>> START Input rows

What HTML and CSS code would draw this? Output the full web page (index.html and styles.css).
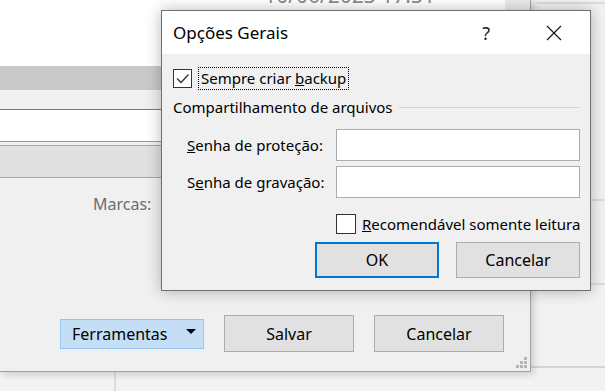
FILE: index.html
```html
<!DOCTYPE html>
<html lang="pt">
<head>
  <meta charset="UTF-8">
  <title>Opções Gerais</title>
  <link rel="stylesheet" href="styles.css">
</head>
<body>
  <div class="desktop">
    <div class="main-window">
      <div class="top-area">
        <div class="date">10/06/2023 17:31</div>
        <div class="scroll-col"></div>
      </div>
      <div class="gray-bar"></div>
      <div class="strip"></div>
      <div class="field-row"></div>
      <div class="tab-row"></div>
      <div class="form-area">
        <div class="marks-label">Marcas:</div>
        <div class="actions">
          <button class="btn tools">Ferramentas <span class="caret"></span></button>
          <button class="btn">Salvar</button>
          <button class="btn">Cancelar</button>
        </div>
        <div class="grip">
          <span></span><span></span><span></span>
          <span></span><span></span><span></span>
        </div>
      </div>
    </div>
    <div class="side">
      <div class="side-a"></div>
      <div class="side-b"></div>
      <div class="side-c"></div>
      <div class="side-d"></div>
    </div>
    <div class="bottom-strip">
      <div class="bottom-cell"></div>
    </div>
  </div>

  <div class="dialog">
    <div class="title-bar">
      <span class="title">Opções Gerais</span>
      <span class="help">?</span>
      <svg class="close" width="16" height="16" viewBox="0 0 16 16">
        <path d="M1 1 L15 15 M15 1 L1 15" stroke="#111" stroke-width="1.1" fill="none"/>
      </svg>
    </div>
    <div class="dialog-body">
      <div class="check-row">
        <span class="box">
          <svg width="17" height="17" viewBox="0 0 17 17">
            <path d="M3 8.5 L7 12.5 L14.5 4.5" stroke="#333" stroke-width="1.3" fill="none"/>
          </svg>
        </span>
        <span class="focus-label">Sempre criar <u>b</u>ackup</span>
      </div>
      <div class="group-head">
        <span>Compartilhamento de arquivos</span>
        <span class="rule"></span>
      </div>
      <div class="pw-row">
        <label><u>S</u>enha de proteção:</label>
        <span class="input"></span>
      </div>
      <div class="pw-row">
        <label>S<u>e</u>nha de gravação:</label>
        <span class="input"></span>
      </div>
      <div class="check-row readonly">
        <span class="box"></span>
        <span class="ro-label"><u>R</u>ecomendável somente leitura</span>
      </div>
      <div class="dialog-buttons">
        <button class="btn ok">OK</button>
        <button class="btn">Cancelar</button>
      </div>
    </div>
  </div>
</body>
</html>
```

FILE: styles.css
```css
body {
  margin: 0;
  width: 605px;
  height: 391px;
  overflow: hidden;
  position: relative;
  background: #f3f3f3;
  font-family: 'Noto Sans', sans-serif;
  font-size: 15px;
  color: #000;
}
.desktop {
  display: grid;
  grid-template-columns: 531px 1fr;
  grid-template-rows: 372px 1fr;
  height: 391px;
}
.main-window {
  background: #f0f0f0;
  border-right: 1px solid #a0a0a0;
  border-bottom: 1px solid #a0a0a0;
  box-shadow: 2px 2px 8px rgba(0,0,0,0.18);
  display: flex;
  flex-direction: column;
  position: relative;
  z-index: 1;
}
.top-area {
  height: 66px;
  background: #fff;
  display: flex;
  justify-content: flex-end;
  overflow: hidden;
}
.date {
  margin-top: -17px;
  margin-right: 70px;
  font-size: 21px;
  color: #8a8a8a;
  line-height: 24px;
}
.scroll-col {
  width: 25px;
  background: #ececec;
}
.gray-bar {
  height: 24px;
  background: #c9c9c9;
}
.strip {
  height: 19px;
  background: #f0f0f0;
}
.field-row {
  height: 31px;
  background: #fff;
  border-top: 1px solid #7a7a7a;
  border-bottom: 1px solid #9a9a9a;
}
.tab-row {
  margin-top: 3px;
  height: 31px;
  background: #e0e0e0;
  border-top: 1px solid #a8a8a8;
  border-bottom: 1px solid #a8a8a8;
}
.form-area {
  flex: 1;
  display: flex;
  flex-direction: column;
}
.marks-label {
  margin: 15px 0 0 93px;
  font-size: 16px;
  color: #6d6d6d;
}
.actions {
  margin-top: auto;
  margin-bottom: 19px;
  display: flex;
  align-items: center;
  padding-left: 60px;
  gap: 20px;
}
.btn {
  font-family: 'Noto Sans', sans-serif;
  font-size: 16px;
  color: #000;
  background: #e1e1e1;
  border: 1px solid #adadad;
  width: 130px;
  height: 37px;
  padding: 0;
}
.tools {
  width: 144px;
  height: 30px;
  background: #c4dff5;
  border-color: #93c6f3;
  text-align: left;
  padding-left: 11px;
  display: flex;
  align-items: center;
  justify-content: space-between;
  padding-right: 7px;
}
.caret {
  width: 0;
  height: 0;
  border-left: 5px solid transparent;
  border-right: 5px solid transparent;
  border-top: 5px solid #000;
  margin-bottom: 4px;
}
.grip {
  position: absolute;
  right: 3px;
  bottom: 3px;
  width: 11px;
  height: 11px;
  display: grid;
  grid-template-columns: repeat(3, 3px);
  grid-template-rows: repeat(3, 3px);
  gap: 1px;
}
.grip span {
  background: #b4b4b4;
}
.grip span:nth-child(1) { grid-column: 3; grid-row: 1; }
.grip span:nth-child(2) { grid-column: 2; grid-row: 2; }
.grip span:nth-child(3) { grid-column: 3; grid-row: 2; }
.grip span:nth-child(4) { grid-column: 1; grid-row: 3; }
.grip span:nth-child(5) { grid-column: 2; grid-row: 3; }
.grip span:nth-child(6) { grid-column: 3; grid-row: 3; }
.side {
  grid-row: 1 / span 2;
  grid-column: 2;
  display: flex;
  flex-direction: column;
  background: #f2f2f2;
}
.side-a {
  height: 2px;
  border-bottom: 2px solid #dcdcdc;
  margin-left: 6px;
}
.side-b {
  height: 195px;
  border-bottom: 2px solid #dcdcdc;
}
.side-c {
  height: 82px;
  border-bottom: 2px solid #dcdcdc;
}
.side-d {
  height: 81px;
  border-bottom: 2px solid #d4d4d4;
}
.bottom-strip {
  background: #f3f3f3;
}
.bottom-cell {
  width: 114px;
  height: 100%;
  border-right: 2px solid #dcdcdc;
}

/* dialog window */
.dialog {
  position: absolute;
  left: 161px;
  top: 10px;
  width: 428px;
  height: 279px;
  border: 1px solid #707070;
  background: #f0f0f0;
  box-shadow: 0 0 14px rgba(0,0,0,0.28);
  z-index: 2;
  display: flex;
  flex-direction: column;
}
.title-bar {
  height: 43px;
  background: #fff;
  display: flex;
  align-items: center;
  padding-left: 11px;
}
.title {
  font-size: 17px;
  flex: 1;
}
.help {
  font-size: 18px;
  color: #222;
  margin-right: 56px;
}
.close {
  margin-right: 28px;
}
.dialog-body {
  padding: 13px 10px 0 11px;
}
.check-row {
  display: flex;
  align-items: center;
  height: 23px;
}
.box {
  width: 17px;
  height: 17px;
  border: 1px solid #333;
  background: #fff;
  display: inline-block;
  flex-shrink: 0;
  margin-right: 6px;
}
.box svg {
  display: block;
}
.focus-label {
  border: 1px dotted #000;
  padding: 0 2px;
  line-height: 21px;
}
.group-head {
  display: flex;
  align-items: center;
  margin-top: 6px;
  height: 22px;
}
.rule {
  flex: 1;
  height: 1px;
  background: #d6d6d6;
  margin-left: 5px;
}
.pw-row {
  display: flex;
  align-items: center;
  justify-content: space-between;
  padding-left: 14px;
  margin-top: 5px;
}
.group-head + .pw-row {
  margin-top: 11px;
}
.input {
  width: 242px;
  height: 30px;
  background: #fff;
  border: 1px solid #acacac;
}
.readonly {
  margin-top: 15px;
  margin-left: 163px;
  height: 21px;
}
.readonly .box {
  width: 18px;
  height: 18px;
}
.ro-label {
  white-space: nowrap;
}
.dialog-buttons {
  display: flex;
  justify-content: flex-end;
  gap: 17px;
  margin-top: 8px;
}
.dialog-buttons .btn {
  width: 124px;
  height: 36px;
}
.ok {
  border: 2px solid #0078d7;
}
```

>> END Input rows
>> START Input rows

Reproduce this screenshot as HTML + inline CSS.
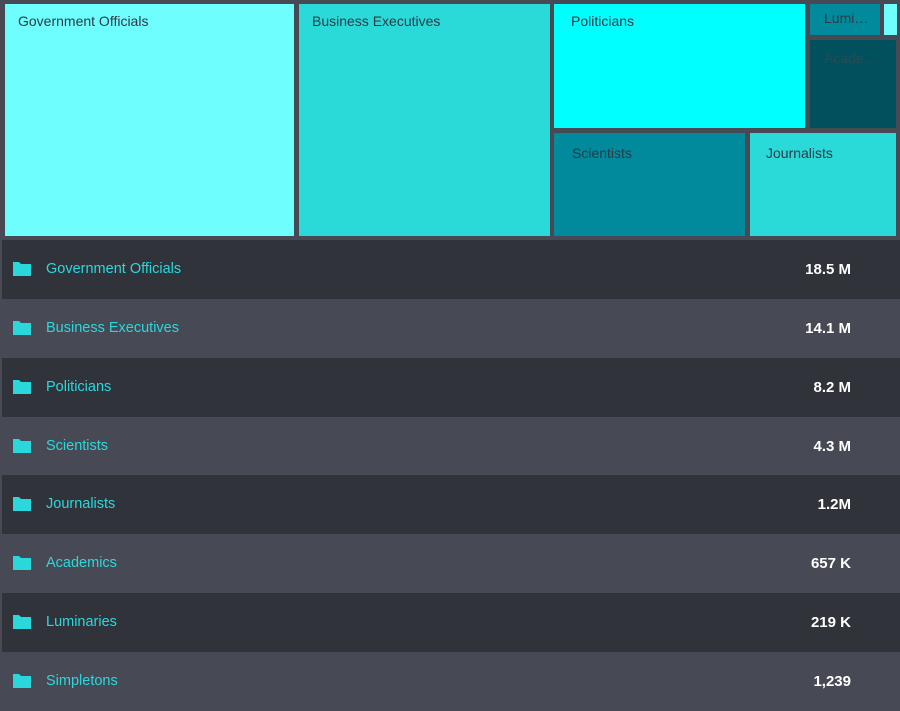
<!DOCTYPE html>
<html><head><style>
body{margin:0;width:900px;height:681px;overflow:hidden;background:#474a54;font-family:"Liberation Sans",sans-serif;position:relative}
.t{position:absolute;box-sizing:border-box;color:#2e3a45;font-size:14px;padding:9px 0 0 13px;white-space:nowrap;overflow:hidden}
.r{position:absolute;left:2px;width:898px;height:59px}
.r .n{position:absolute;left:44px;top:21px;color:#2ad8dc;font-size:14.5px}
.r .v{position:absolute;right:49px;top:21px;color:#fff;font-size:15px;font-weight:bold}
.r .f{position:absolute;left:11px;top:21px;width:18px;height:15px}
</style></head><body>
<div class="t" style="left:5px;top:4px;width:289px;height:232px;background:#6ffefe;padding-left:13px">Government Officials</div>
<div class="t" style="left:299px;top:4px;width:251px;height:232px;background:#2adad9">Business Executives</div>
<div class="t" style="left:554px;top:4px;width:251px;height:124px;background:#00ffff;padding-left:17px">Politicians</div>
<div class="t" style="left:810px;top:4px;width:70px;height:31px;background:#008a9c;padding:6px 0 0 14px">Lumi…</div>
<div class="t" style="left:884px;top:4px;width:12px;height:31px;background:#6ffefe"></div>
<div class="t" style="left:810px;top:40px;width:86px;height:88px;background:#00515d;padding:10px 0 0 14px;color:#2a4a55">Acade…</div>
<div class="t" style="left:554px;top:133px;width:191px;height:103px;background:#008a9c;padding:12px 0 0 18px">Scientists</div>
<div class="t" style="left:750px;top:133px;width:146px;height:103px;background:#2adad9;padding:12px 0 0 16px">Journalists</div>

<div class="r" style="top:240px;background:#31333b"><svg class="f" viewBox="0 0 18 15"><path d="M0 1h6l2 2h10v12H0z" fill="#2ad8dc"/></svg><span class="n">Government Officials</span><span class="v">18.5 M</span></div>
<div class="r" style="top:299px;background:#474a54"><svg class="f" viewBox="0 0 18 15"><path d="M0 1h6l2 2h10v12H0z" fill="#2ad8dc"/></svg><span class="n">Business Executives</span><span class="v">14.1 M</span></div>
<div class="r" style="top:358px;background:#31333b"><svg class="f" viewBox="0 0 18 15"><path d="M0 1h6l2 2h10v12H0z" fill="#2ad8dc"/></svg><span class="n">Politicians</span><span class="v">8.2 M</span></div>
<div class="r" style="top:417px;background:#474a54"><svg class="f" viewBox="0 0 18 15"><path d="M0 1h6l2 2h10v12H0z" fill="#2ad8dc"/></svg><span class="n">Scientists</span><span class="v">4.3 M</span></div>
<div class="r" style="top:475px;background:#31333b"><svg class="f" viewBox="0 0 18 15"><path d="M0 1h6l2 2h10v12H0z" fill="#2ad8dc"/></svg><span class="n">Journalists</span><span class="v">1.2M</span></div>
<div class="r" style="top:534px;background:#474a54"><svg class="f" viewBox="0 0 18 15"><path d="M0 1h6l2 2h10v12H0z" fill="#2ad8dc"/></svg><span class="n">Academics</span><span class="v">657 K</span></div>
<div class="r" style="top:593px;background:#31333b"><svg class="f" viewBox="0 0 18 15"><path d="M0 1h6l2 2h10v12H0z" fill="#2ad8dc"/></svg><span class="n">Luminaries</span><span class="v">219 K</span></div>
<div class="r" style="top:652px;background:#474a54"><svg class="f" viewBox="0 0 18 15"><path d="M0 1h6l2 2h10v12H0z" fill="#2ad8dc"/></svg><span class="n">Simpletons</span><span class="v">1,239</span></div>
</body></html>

>> END Input rows
>> START Input rows

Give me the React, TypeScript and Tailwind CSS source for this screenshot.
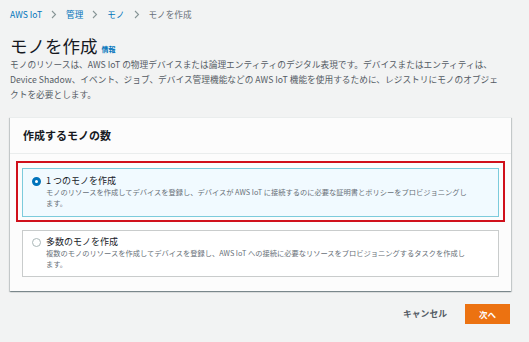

>> END Input rows

The problem:
Say how many lines in the records hold the string "screenshot", and say nothing else.

Result of the exercise:
2